Pietrosemoli, president of the Escuela Latinoamerica de Redes (which means networking school of Latin America) established a WiFi link between two computers located in El Aguila and Platillon Mountain, Venezuela. That's a distance of 382 kilometres. He used technology from Intel, which is concocting its own long-range Wi-Fi equipment and some off-the-shelf parts. Pietrosemoli gets about 3 megabits per second in each direction on his long range connections.

Most WiFi signals only go a few meters before petering out. Conventional WiFi transmitters, however, transmit signals in all directions. By directing the signal to a specific point, range can be increased.

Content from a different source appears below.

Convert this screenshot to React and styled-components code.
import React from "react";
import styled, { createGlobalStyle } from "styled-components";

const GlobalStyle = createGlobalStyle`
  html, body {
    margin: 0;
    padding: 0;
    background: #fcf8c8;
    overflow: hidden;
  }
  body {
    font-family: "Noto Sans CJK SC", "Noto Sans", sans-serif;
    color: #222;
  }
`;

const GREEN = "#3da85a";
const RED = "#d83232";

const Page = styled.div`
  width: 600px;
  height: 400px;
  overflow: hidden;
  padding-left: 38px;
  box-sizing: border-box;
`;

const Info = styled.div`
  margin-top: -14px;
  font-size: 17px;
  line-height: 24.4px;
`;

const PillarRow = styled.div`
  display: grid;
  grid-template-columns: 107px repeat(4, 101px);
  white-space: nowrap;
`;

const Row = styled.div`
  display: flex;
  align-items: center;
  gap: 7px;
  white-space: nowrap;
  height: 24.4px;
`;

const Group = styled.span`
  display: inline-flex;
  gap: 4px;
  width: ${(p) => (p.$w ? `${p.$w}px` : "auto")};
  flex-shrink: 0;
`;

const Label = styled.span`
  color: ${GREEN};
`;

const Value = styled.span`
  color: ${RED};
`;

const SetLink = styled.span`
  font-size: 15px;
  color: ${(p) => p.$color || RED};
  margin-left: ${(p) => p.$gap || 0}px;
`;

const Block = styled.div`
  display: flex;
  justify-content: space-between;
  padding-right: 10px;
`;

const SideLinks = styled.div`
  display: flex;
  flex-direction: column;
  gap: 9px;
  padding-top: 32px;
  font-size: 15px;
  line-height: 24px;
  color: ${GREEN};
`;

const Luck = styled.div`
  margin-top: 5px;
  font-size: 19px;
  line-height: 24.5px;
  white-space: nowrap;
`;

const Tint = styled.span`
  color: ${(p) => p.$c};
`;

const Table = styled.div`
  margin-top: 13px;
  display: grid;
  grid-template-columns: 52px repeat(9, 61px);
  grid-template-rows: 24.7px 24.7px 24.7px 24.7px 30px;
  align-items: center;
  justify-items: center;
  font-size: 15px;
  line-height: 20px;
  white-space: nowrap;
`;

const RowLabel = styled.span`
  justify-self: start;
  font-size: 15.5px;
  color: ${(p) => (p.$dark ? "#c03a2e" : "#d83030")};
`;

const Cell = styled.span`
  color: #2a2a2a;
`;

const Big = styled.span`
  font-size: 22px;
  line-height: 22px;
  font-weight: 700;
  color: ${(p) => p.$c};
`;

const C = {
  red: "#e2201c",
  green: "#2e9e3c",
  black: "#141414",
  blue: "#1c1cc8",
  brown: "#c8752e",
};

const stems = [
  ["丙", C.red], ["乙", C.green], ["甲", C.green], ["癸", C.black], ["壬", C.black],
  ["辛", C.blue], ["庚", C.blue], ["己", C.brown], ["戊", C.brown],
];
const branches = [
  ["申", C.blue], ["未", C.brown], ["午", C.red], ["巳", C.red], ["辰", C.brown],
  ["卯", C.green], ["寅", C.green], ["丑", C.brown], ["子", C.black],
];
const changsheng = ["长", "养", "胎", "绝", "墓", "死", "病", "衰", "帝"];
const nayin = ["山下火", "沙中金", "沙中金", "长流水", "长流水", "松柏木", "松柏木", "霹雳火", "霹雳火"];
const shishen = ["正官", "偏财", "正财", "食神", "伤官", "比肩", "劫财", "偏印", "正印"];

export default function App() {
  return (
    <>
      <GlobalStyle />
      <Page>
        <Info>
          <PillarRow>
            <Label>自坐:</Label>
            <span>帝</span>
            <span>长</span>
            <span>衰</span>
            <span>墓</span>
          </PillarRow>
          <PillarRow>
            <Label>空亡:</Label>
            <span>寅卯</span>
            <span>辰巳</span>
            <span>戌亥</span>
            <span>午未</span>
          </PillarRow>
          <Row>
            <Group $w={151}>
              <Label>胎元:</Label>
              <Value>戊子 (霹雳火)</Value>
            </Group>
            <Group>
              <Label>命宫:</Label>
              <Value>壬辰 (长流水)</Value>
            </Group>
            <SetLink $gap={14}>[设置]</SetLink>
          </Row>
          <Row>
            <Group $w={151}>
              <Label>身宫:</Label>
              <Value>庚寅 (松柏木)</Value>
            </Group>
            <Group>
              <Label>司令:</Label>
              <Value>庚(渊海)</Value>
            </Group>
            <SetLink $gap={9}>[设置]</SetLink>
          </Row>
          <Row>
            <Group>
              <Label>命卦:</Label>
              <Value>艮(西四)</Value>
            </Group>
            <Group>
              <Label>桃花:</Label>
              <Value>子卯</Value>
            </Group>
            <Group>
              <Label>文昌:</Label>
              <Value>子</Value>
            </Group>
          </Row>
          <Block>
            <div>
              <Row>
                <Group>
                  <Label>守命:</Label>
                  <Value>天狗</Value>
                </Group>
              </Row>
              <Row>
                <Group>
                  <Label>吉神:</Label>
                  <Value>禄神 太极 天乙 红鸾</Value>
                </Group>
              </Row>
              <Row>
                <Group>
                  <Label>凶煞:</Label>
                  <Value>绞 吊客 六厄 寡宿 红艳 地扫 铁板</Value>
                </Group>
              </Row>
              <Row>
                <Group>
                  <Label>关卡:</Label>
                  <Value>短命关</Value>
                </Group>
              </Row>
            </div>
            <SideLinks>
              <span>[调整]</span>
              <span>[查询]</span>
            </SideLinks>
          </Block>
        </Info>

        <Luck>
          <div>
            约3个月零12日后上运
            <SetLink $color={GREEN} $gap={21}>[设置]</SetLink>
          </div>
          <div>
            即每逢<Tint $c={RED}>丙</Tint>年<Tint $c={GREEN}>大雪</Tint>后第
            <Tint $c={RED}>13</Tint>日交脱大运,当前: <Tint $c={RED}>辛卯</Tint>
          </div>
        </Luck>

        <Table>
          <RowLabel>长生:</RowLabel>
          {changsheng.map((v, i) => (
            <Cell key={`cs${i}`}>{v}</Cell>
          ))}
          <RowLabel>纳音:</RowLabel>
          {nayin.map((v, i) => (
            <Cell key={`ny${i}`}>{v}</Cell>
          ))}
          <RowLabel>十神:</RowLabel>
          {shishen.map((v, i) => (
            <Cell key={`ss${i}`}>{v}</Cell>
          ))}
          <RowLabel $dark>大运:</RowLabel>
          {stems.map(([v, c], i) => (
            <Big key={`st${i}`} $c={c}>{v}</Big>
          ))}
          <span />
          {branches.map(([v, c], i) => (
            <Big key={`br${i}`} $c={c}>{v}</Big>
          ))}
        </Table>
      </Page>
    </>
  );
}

Honing the signal, however, means that the receiver and transmitter have to be aligned. Trees, buildings and other objects that get between them can sever the link. The curvature of the earth, mis-alignment between the transmitter and receiver, as well as shaking and any sort of movement at the transmitting or receiving end can also impair the signal. (To ameliorate some of these factors, Intel has created a way to electrically steer the signal, which in turn increases bandwidth.)

Geography was on Pietrosemoli's side. El Aguila and Platillon Mountain sit in the Andes, which form fairly jagged peaks in this part of the range. More details can be found in an article at the web site for The Association for Progressive Communcations.

The old record was 310 kilometres. Swedish scientists made a link between a balloon and an earth-bound station.

Intel along with organisations like Inveneo, a company that is trying to bring PCs to emerging markets, are testing the feasibility of long-range Wi-Fi as a communication link in Uganda and other emerging nations. Long-range W-iFi isn't as robust at WiMax, but the towers cost a lot less. Some hobbyists have done long range Wi-Fi, but with low bandwidth.

There are experiments going on in the U.S. as well. A long-range WiFi link connects Intel's Berkeley lab and a lab in Sun Microsystems on the Peninsula more than twenty miles away on the Peninsula.